Waded through some OS software and strange char representations to this NumPy ufunc library for taking IBM hexadecimals read as UInt32/UInt64 and converting to either Float32 or Float64, along with the aforementioned rounding errors. Might help to translate or wrap the 4 C functions before the NumPy wrapping: ibm2ieee/ibm2ieee/_ibm2ieee.c at main · enthought/ibm2ieee · GitHub. It’s worth checking out the README for usage, especially considering endianness, and the license.

@matthias314 could you please explain this line?

I understand that f0 << k+1 would move the radix point to the left as explained in Wikipedia. Could we avoid the 28 here if we wrapped the result in Int64 after the shift?

Int64(f0 << k + 1)

I am trying to simplify the code as much as possible without these offsets related to changing values from 32 to 64 words.
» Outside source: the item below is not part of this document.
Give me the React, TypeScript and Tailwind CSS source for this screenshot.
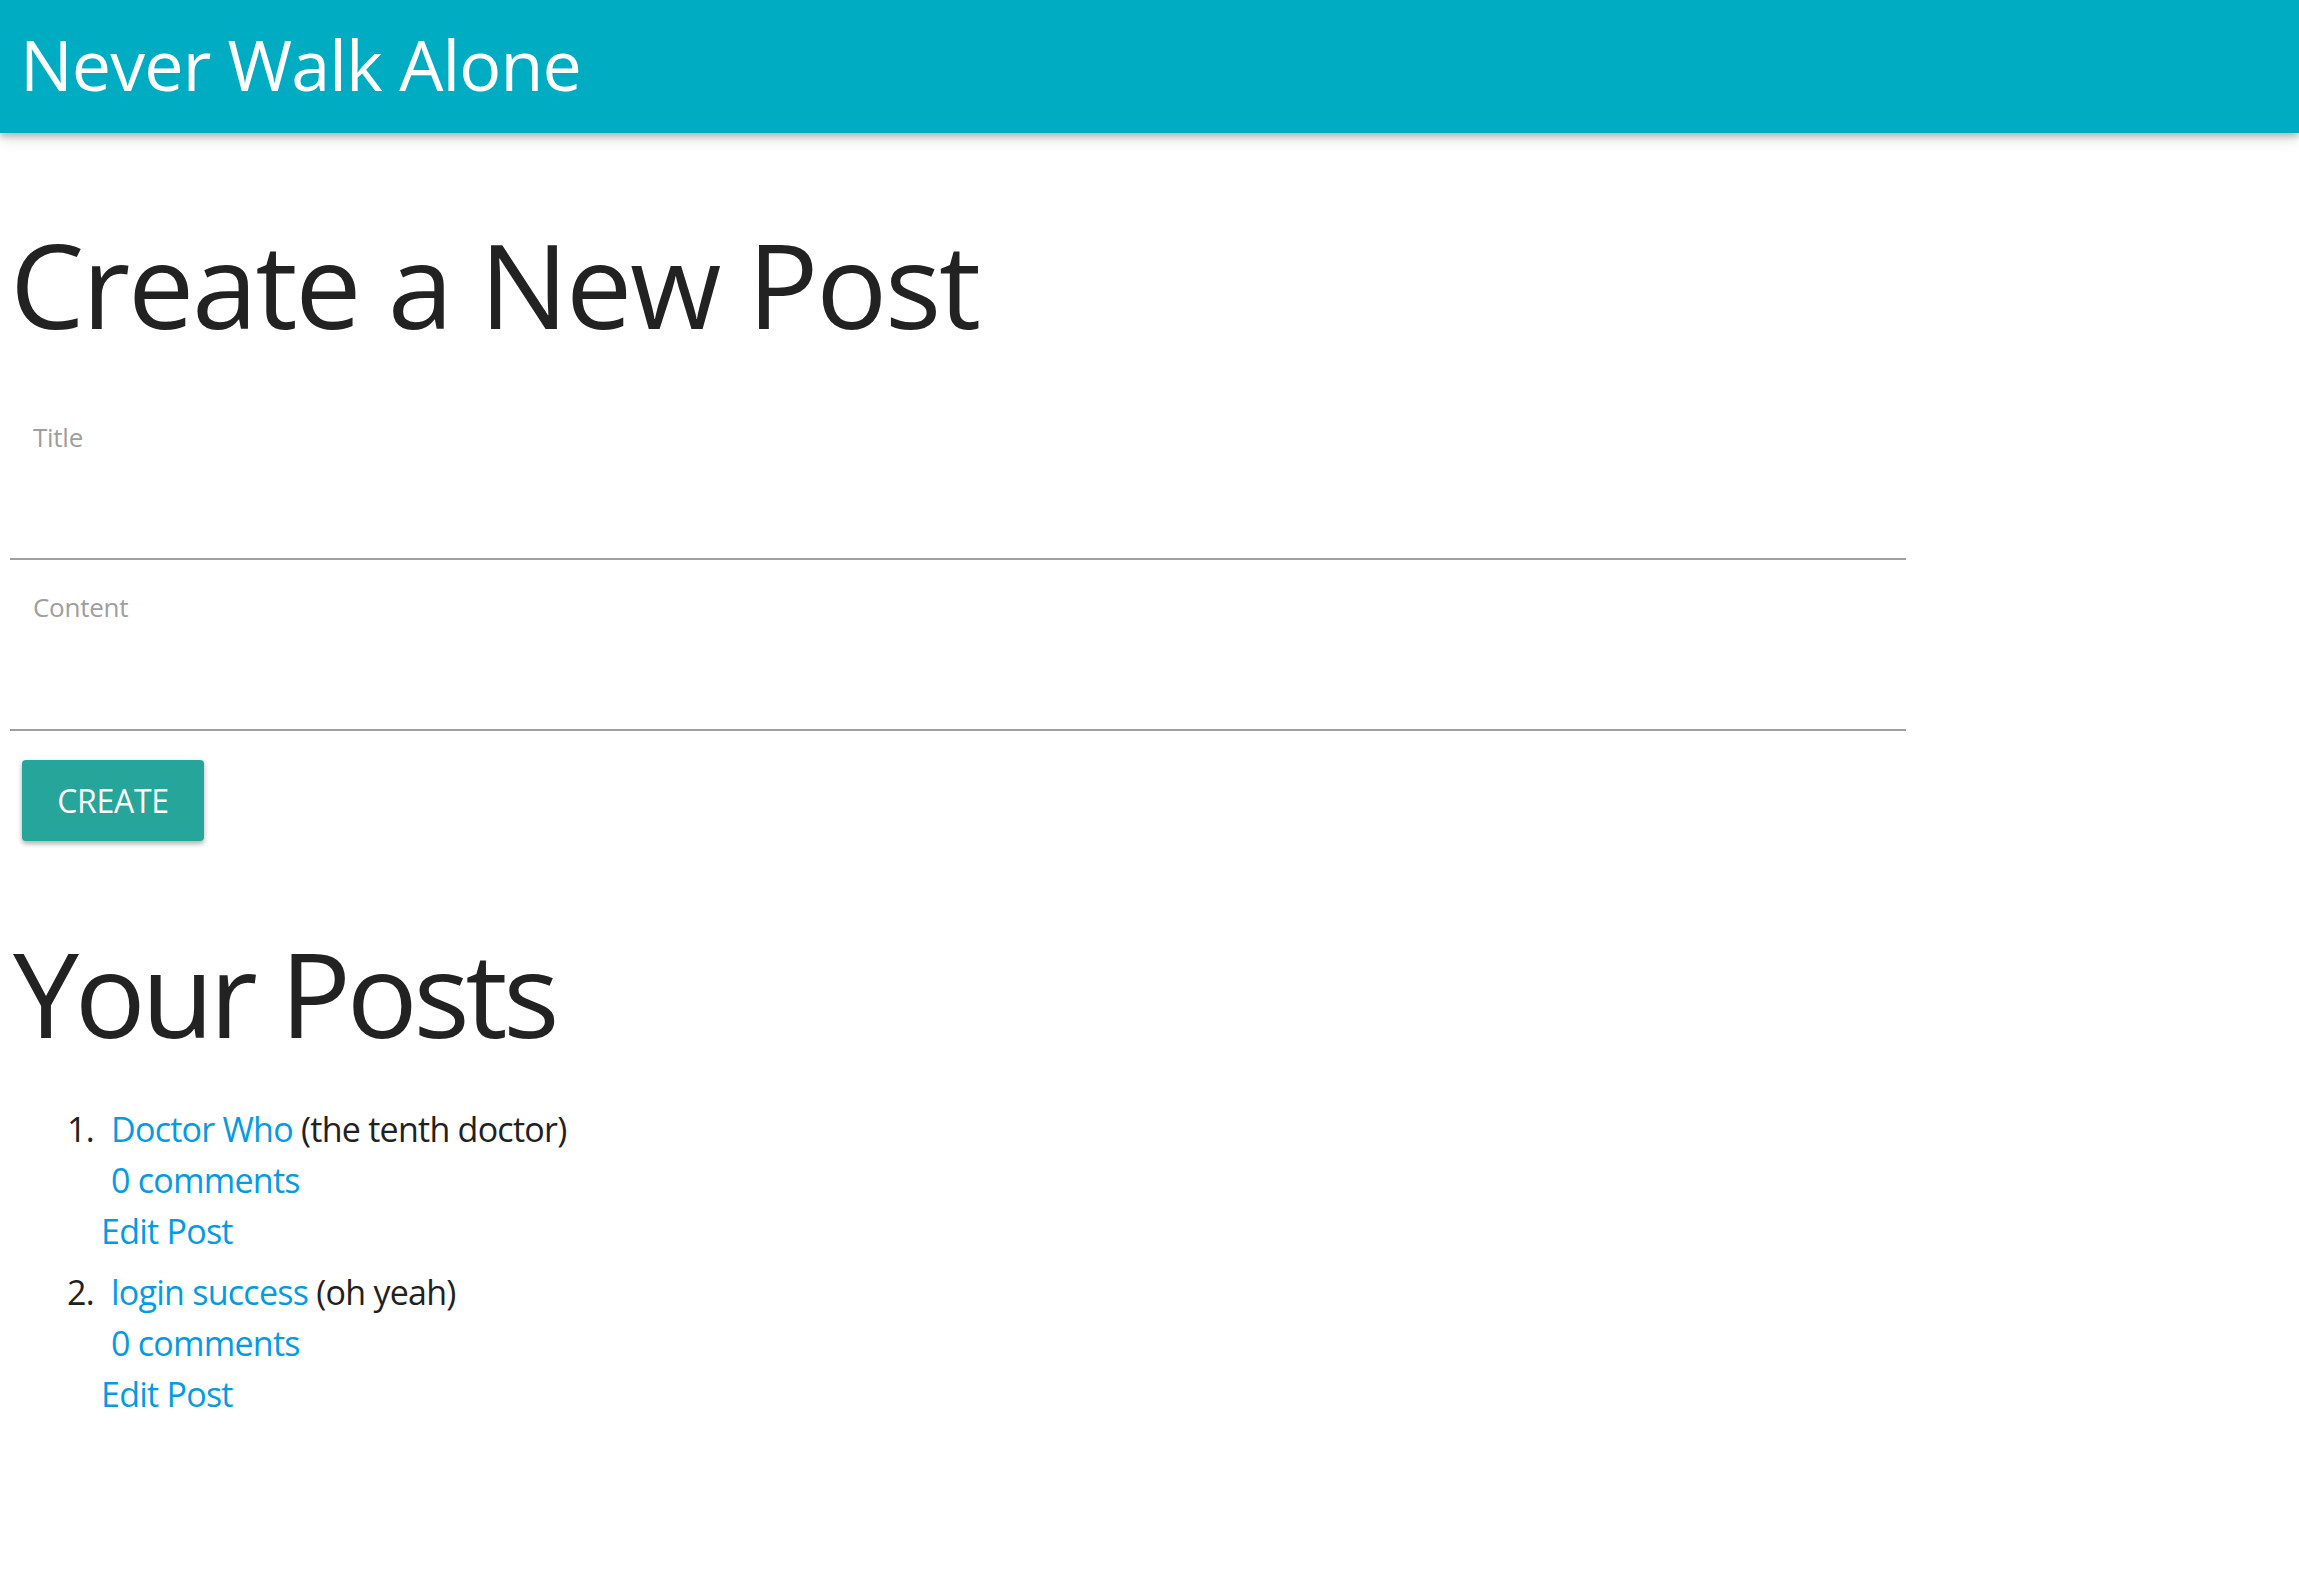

Here is my updated implementation. It is not complete yet because I need some help to make sure I am understanding the bit manipulations correctly. Appreciate any comments:

function Base.convert(::Type{Float64}, x::IBMFloat32)
  b = reinterpret(UInt32, x)
  s = b & 0x80000000
  e = b & 0x7f000000
  f = b & 0x00ffffff

  # if fraction is zero, value is zero
  iszero(f) && return zero(Float64)

  # shift sign bit to the rightmost position
  sieee = Int64(s >> 31)

  # shift exponent bits to the right (3 bytes = 24 bits)
  # and multiply by 4 to convert from base 16 to base 2
  # hence, the resulting shift is 24 - 2 = 22 bits
  eieee = Int64(e >> 22)

  # normalize fraction until the leading digit is equal to 1,
  # and adjust the exponent accordingly (opposite shift)
  d = f & 0x00f00000
  while iszero(d)
    f <<= 4
    eieee -= 4
    d = f & 0x00f00000
  end
  fieee = UInt64(f) << 32 # pad with zeros to the right

  # what is the correct way to combine the parts into Float64?
  sieee, eieee, fieee
end

Do you agree this implementation makes sense up to this point?

The next step is to deal with “biases” in these floating point formats, which is a concept that I am not familiar with: ibm2ieee/ibm2ieee/_ibm2ieee.c at 164f4d4aee55560a0f4075f1f98d707496ffa669 · enthought/ibm2ieee · GitHub

The highest set bit in f0 (at position 23-k if counting from 0) will be dropped in Float64. The following bit (at position 22-k) has to be moved to position 51. Hence you have to shift it left by 28+k+1 positions. The highest set bit now is at position 52, and the & clears it. So you cannot avoid the 28.

Also, if you want to simplify the code, then instead of computing (in my notation) s0 and s1, you could say

y = reinterpret(Float64, e1 | f1)
return flipsign(y, x % Int32)

The book “Numbers and Computers” includes this C function to convert 32-bit IBM S/360 floating-point numbers to IEEE double-precision numbers.

Your initial d = f & 0x00f00000 is always non-zero (for non-zero x). Depending on where it has the highest set bit, you have to adjust fieee and eieee.

The next step is to deal with “biases”

For IBM floating point, an exponent of 64 means 0. In IEEE floats, an exponent of 1023 means 0.

what is the correct way to combine the parts into Float64?

After shifting the fields to the correct positions, you use reinterpret.

It might help to look at the example conversions on the Wikipedia pages for these formats and to test your code against them.

@matthias314 just to make sure we are on the same page, could you please suggest minimum modifications to the last version I shared? I thought I had a reasonable solution.

Regarding this comment, I thought I got the issue. Even though I am knocking out the bits, the iszero(d) check cannot be applied directly, I should have shifted the bits to the right before calling iszero, right?

I like this solution @xiaoxi , it is very similar to what I’ve been trying to do. That is, compute s, e and f (or m) and produce the final Float64.

Did you check the license of the code before publishing it? (I did not, I don’t have the book)

The book’s author has a Git repository with the book’s code.

Since I couldn’t find this function there, I’ve decided to edit my post. I apologize for the inconvenience; I thought I could publish it under fair use. I’ll be more careful next time.